Identifying High-Pressure Systems
Meteorologists identify high-pressure systems on weather maps using isobars, which connect points of equal atmospheric pressure. In the Northern Hemisphere, these systems rotate clockwise, while they rotate counterclockwise in the Southern Hemisphere due to the Coriolis effect. The presence of high pressure typically indicates sinking air, which inhibits the uplift required for cloud development. Consequently, regions under the influence of cold, high-pressure air masses usually experience fair weather, cooler temperatures, and lighter winds. Understanding this pattern helps predict prolonged periods of stable conditions.
The Dynamics of Cold Fronts
A cold front represents the boundary between a cold, high-pressure air mass and a warmer, low-pressure air mass. Because cold air is heavier, it acts like a plow, forcing itself beneath the warmer air ahead of it. This uplift of warm air can lead to the rapid development of clouds and precipitation along the front, even though the air behind the front is characterized by high pressure and clearing skies. The intensity of the cold air determines the steepness of the front and the type of weather generated, making this interaction a critical factor in short-term forecasting.
Global Weather Patterns and Pressure
These principles operate on a global scale, driving major wind patterns and climate zones. Polar regions are dominated by cold, high-pressure systems because the sun's energy is minimal, keeping the air dense and sinking. In contrast, the equator heats the air, causing it to rise and create low-pressure zones. The movement of cold air from high-pressure polar regions toward low-pressure areas closer to the equator is what creates the jet streams, which steer weather systems across the continents. This large-scale circulation is the engine of Earth's climate system.

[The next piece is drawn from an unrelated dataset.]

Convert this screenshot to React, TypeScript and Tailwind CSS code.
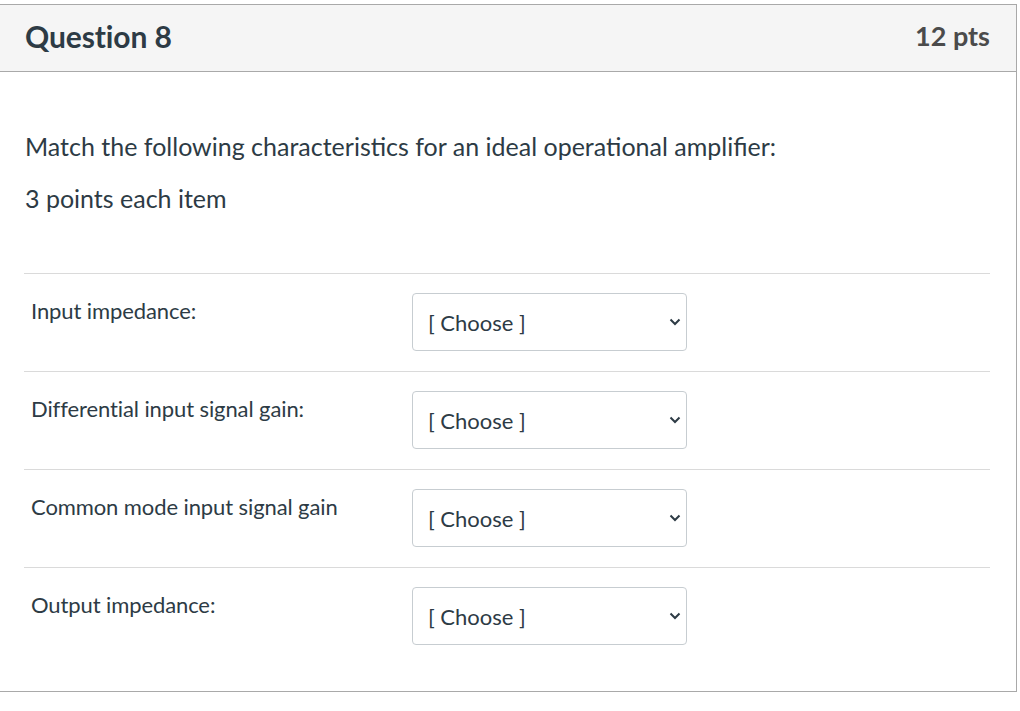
import * as React from "react"

const rows = [
  "Input impedance:",
  "Differential input signal gain:",
  "Common mode input signal gain",
  "Output impedance:",
]

function ChooseBox() {
  return (
    <div className="w-[275px] h-[58px] shrink-0 flex items-center justify-between pl-[15px] pr-[5px] bg-white border border-[#c7cdd1] rounded-[4px]">
      <span className="text-[22px] text-[#2d3b45]">[ Choose ]</span>
      <svg width="12" height="8" viewBox="0 0 12 8">
        <path d="M1.5 1.5 L6 6 L10.5 1.5" fill="none" stroke="#2d3b45" strokeWidth="2" />
      </svg>
    </div>
  )
}

export default function App() {
  return (
    <div className="w-[1020px] h-[711px] bg-white pt-[4px] text-[#2d3b45]" style={{ fontFamily: "Lato, 'Liberation Sans', sans-serif" }}>
      <div className="w-[1017px] h-[688px] border-t border-r border-b border-[#a9a9a9] flex flex-col">

        {/* Header */}
        <div className="h-[67px] shrink-0 flex items-center justify-between pl-[25px] pr-[26px] pb-[3px] bg-[#f5f5f5] border-b border-[#a9a9a9]">
          <h2 className="text-[30px] font-bold tracking-[-0.1px]">Question 8</h2>
          <span className="text-[27px] font-bold text-[#4b4b4b]">12 pts</span>
        </div>

        {/* Body */}
        <div className="pl-[24px] pr-[26px] pt-[58px]">
          <p className="pl-[1px] text-[25px] leading-[32px]">Match the following characteristics for an ideal operational amplifier:</p>
          <p className="pl-[1px] mt-[20px] text-[25px] leading-[32px]">3 points each item</p>

          <div className="mt-[59px]">
            {rows.map((r) => (
              <div key={r} className="h-[98px] border-t border-[#dadada] flex items-start pt-[19px]">
                <div className="w-[388px] pl-[7px] pt-[5px] text-[22px] leading-[26px] tracking-[-0.1px]">{r}</div>
                <ChooseBox />
              </div>
            ))}
          </div>
        </div>
      </div>
    </div>
  )
}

Practical Impacts on Weather and Health
The influence of cold air and high pressure extends beyond temperature drops. For instance, the stable conditions under high-pressure systems trap pollutants near the ground, leading to reduced air quality and potential health risks. Additionally, the density of cold air affects aviation, as aircraft require longer runways in colder, denser air to achieve the necessary lift. Gardeners and farmers also monitor these patterns, as high-pressure systems often bring frost or freeze events that can damage sensitive crops. Recognizing the signs of shifting pressure helps individuals prepare for these environmental changes.